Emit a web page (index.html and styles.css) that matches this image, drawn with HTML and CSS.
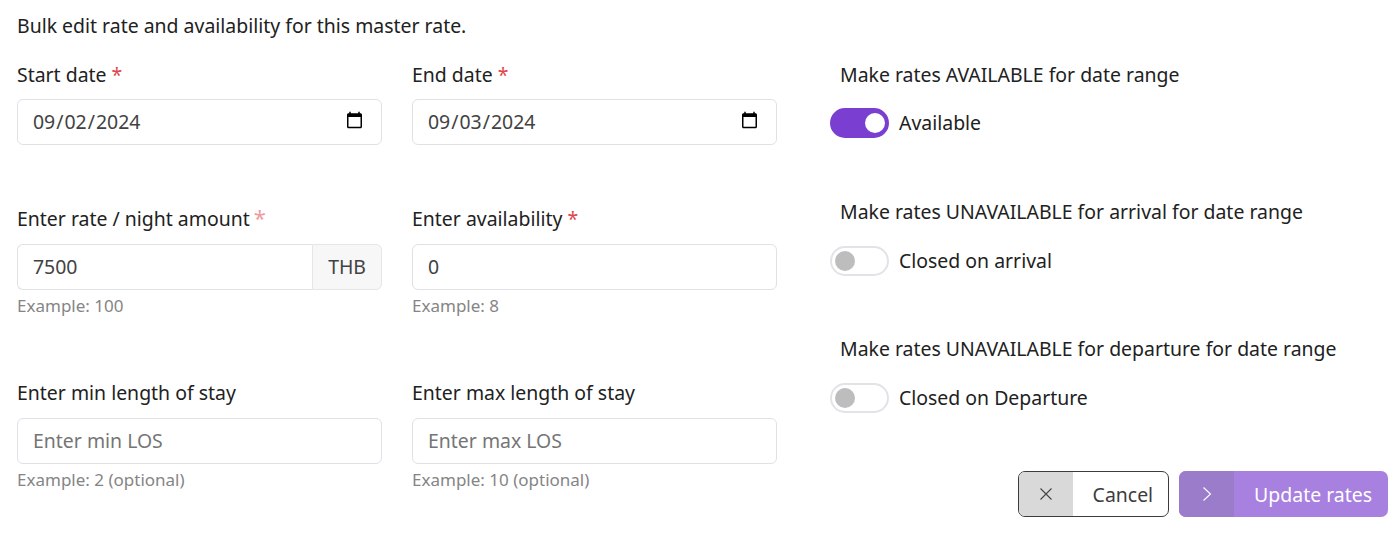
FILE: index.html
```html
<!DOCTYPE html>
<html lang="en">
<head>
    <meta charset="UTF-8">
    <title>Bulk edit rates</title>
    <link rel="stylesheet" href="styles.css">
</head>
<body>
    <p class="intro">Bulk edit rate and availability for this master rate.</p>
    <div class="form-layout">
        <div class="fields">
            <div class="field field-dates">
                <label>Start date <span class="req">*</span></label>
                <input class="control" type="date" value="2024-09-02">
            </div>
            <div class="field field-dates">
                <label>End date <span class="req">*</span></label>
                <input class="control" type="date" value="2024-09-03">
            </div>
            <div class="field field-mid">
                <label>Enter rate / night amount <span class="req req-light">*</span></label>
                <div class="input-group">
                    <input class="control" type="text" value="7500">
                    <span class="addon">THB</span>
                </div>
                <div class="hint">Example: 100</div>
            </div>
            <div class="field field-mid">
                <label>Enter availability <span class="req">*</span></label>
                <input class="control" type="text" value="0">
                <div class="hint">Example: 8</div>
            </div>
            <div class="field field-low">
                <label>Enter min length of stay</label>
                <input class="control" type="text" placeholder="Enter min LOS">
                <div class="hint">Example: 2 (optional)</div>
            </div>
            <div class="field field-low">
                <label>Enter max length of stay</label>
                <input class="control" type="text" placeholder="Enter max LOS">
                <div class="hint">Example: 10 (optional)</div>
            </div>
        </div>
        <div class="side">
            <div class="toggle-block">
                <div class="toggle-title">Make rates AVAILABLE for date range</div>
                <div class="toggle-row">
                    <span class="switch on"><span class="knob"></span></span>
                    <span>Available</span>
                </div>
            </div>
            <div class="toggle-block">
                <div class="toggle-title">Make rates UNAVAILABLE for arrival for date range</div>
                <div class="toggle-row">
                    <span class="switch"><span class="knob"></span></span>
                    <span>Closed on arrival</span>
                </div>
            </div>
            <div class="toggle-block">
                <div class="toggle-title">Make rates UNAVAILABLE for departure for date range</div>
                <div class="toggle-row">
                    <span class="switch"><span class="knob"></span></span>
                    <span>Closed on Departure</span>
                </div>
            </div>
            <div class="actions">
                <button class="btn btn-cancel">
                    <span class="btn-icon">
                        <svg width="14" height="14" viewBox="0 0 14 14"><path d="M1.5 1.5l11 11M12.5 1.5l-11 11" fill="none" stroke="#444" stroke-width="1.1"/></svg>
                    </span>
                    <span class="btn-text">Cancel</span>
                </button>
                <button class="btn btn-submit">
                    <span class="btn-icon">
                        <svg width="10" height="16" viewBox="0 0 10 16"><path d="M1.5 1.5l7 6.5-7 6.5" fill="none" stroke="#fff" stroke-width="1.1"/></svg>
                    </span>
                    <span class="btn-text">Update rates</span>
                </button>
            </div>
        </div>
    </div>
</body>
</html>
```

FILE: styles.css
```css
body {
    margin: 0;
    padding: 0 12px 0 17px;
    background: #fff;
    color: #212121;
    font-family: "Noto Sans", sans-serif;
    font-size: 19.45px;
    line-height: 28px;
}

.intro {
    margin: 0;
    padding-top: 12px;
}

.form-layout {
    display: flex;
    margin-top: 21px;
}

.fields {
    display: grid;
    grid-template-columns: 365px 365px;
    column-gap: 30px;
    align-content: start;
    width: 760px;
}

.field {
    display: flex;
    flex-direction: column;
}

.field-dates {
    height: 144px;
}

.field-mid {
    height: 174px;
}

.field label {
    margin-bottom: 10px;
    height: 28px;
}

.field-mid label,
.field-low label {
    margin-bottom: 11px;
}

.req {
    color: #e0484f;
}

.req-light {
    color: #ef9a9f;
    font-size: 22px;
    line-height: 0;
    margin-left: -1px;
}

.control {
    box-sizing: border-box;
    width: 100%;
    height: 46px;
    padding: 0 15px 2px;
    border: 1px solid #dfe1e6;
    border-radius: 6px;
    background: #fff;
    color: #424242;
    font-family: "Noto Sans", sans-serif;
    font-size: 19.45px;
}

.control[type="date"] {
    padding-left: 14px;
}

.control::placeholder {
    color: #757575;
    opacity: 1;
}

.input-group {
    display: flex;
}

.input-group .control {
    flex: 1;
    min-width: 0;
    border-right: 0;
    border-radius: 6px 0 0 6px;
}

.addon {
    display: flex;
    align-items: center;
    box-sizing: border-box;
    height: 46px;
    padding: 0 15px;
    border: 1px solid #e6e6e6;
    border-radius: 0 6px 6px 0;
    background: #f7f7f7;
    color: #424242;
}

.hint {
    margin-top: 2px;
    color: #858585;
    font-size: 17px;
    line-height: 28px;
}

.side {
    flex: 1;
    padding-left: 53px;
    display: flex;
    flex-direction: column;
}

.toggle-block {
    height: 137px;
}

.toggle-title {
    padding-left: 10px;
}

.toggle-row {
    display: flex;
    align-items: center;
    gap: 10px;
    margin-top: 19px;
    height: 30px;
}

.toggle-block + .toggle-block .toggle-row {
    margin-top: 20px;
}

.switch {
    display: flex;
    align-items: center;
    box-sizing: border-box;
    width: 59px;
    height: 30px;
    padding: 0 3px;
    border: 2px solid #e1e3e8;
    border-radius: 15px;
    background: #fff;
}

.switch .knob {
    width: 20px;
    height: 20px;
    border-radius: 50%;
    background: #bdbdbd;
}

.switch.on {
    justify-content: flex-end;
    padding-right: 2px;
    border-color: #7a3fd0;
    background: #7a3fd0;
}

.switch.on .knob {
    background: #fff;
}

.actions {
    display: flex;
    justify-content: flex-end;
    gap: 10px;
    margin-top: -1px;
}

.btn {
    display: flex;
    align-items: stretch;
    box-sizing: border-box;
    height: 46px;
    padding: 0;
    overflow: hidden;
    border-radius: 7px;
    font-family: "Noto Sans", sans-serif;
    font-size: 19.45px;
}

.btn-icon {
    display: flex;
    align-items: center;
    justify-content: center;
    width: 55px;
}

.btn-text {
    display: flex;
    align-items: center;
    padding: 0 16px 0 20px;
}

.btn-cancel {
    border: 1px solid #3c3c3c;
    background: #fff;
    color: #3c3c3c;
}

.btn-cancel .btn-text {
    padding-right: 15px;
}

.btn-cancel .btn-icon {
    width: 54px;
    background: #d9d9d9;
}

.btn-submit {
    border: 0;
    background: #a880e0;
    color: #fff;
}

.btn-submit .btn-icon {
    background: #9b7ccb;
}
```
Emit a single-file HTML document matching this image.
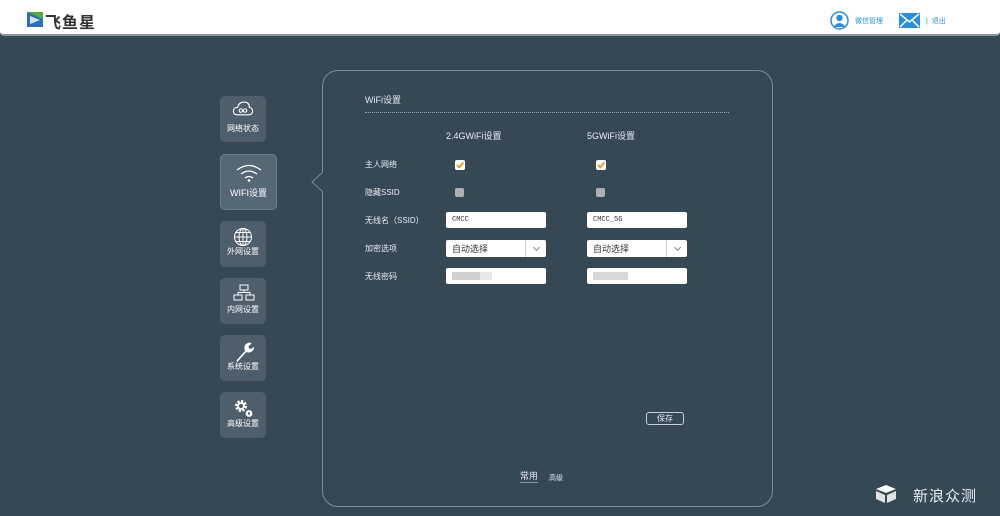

----------

PROMPT:
Tally the lines of the listing that include "index". Reply with nothing but the count.

TASK SOLUTION:
2